Descriptions of the above named projects are vague leaving more questions than answers. Less than 3% of the comments tallied after the April 23 community meeting address the scenarios. More information is needed in order to involve the community in the selection of a preferred scenario.
In general, we feel the paperwork detailing the scenarios is overly complicated. The root causes of the complicated process stem from concentration on a larger picture before securing general agreement on the basics. The planning process needs to determine what the priorities are and then build from there and we don’t believe that that is what has been happening. The process has been fixated on distractions like getting rid of the Pacific Rod and Gun Club (PRGC). A plan should be larger than the removal of one entity on the Lake.
The conclusion:
The meetings we have attended end in deadlock. As long as the plans are fixated upon eliminating one of the popular activities on the lake, the deadlock is likely to remain. The planning process needs to focus on the whole lake and to find a way to maximize what is there. This lake does not need dramatic improvements. There are examples of successful natural areas in the neighborhood. Fort Funston, for example, is rife with history. Kiosks and signage tell the story. Old relics of the Fort have been preserved and trail ways are maintained. Stairs of old cut logs lead the way to the top of the open area. On the south side, a sand ladder winds its way up the face of an enormous cliff, simultaneously providing a breathtaking view of the coast line. This area accommodates all manner of recreation, among them is another quirky SF activity, hang gliding. It also manages to provide a convenient access to the beach--all this and no additional buildings. Crystal Springs Reservoir, a watershed property, under the management of the PUC is another example of a successful, breathtakingly beautiful, natural wilderness area. Crystal Springs also successfully hosts a lot of recreation activity without the addition of unnecessary structures and a bonus, the planners made it look easy.

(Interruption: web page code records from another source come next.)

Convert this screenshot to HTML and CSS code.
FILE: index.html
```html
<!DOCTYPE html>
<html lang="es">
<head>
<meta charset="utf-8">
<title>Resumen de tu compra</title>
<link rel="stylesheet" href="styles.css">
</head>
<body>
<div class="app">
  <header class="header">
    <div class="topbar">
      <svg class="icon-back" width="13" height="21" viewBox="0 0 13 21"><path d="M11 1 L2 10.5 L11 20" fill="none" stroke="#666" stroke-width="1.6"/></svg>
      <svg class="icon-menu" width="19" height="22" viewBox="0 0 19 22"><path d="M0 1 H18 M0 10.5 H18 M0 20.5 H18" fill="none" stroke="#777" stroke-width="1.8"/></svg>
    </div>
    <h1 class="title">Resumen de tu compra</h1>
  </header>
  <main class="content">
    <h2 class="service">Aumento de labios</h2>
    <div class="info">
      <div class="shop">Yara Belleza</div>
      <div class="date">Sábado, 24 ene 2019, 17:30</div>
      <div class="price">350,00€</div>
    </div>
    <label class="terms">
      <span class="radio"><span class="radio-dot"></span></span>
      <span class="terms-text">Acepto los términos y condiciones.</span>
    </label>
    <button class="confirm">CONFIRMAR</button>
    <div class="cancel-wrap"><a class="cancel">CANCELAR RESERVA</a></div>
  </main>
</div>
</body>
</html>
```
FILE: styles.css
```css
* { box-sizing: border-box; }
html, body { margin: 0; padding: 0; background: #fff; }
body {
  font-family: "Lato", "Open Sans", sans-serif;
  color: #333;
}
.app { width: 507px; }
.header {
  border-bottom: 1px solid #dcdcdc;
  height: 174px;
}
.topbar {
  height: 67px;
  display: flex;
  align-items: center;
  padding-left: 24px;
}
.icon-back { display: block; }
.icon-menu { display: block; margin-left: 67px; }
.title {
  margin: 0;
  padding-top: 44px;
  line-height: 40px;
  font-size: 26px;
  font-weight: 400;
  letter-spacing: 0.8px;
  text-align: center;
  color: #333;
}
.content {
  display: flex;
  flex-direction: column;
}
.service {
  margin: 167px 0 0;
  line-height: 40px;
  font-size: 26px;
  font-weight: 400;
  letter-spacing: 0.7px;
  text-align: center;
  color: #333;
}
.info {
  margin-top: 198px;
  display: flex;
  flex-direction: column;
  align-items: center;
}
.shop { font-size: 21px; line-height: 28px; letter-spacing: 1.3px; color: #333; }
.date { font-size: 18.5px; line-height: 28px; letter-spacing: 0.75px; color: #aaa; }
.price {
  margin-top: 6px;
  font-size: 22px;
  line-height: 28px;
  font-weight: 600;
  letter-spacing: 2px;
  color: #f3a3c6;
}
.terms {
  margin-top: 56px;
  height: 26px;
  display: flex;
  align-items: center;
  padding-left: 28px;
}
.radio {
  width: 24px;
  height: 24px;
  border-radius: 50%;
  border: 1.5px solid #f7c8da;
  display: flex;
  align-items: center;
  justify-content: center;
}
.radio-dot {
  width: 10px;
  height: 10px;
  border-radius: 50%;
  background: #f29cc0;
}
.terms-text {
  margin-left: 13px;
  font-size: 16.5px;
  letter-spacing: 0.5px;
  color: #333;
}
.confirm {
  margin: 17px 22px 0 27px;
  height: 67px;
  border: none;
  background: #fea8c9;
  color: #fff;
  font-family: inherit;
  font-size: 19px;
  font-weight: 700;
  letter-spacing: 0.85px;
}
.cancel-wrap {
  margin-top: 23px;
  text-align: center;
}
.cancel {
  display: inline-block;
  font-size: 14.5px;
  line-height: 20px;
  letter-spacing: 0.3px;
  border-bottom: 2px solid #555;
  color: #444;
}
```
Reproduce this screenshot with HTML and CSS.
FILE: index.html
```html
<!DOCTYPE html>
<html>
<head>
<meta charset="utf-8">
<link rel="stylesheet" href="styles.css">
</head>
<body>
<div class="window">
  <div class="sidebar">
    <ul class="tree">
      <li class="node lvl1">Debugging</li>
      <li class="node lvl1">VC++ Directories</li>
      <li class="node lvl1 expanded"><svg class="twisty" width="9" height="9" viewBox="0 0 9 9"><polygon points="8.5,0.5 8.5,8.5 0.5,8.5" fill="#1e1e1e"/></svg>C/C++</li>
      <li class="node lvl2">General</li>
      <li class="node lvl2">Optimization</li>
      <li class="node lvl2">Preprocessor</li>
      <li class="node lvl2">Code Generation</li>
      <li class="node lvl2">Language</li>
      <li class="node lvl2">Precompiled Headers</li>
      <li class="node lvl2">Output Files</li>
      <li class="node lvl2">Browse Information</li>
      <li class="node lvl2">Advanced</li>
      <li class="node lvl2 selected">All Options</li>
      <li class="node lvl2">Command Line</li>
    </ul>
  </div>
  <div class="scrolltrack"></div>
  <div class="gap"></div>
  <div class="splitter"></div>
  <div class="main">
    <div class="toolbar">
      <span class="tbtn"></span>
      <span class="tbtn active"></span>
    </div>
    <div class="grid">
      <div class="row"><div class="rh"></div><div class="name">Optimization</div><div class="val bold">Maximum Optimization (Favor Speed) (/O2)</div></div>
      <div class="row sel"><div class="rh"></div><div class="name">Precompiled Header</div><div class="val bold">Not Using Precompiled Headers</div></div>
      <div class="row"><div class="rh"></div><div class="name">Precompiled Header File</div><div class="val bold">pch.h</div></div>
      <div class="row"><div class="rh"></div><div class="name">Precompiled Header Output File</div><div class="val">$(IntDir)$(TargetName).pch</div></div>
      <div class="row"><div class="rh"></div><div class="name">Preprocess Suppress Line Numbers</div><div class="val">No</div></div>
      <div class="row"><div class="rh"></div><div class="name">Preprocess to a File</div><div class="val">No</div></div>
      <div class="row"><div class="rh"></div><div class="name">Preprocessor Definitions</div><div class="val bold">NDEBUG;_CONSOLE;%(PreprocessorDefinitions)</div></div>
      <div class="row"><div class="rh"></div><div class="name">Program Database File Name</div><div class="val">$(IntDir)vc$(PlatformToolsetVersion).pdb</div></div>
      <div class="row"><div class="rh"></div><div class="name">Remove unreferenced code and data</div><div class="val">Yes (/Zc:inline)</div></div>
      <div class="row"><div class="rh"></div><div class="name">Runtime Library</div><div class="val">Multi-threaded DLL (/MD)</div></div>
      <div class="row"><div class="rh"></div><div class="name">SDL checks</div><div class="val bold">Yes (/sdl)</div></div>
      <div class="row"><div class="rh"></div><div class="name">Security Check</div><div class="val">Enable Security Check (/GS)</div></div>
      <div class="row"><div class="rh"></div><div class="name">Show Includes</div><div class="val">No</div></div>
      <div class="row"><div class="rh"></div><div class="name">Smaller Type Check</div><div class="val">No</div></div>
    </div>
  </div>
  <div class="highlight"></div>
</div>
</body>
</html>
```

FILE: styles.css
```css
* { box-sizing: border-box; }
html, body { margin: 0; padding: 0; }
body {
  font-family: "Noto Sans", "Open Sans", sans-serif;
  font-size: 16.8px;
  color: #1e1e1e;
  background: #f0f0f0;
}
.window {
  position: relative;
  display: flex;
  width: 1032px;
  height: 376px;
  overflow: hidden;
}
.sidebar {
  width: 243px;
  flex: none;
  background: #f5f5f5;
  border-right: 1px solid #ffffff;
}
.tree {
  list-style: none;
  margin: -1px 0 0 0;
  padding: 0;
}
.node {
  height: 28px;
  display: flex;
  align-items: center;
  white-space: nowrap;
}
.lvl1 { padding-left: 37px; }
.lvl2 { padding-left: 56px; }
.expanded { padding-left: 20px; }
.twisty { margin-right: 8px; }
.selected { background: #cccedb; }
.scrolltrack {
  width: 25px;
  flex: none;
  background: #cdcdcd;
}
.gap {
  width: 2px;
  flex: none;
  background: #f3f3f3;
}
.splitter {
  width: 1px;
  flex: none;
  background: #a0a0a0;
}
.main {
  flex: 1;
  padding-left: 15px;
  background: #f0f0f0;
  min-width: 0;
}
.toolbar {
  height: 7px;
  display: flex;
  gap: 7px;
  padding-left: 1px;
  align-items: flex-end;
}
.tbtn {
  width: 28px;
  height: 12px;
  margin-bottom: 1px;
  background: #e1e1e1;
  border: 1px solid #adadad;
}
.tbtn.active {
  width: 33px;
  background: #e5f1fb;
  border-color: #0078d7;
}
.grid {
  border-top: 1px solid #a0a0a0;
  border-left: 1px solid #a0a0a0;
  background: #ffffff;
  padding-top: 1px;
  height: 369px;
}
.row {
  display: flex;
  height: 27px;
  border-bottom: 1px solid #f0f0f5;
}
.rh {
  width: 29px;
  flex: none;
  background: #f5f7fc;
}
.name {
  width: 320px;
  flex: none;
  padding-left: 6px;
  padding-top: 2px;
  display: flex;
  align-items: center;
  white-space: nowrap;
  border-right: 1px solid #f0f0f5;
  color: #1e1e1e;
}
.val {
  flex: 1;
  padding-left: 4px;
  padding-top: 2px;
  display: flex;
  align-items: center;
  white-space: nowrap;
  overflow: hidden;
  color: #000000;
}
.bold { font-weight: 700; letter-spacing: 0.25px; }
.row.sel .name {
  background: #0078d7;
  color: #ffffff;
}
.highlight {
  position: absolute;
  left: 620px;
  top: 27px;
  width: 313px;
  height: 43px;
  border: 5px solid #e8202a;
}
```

The Lakewood Tenants support rebuilding the boathouse site and devoting it to the aquatic activities on the Lake. We also favor allowing the gun club to find a partner and to make improvements. With CalTrout leaving the Lake, there are increased opportunities for creative partnering to occur between the gun club and fishing organizations. Stop searching for new development that is not a public mandate. Put money into maintenance and services which accommodate the present lake users, like organic restrooms and water fountains. Cease using the words like “status quo, utilitarian and undistinguished” to describe a potential crown jewel of San Francisco. These words are weighted and are being used to force a particular agenda on the advisors and the public.
Comments Regarding
the Tally from the April 23 Community Meeting Combined with Random Comments
from Non-attendees
The PUC needs a fair and impartial method of gathering, collating and disseminating public comment. We are not sure what you hoped to accomplish by having this community meeting. If you wanted input from the community, there should have been a comment gathering system in place. Despite the f act that the public forum is not a new phenomenon to San Francisco, this meeting lacked the basic components. Attendees were not advised as to how their comments would be used to affect the planning process. All comments should be published on your web site regardless of whether or not you are required to do so.
The tally was compiled in such a way as to justify the conclusion the collective comments were invalid. Despite massive advertizing over a period of 2 months, the PUC insists the attendees did not represent the community. The people who responded to your invitation were the actual stakeholders in the Lake or they sent representatives. You get the community that exists, not the ideal community that would be more to your liking. We challenge the idea the comments were invalid. By your own tally, the commentators and the testimonials at the event were largely supporters of the gun club. You made this about the gun club. The community was passionate about losing their historic activity that they were not able to focus on any one of the other agenda items.
Pacific Rod and Gun
Club (PRGC):
Throughout the advisory committee meetings I have observed a bias on the part of the planners and the PUC in favor of evicting the PRGC from its current site. I do not understand the basis of this preference At the April 17 meeting, Steven Hammond, the Wallace, Roberts and Todd representative, asked each of the advisors to vote on whether they thought the activities of the PRGC were suitable for the lake environment. In effect, he was asking if one of the scenarios featuring the removal of the gun club from the Lake should be accepted. Out of all of the groups represented only one was able to say definitively they felt the PRGC was not compatible with other lake uses. It is my understanding that since that meeting, the only objector, CalTrout, has ceased activity on Lake Merced. The other representatives supported letting the PRGC remain on the John Muir site or were neutral. One of the most vocal opponents to the PRGC said his organization was only interested in having a brew pub somewhere on the Lake. There are plenty of bars in West Portal, a nearby neighborhood. The group focus meeting ended in deadlock, no concrete acceptance of a scenario. At that meeting, the PRGC suggested they might accept the rowing clubs as a partner, scenario #2. At the June 3 advisory committee meeting, David Behar announced there is no scenario #2 because the rowing groups have no money and they fall short on that criterion. The majority of the participants at the April 23 community meeting were supportive of having the PRGC remain at the Lake. It seems the PUC and the planners who are directed by the representatives of the PUC, are being influenced by a handful of individuals who have a personal agenda.
Fred Tautenhahn, the representative of the gun club, at the June 3, advisory committee meeting stated his organization was willing to adapt to any new requirements which might evolve from the planning process. He was not allowed adequate time to express his organization’s views. To our knowledge there is no plan to have a dialogue with the PRGC about their options at this time. Again, it seems that a decision to eliminate the gun club has already been made by the PUC. Whatever is decided, the process needs to remain fair and democratic. I did not observe this to be the case at the June 3 AC meeting.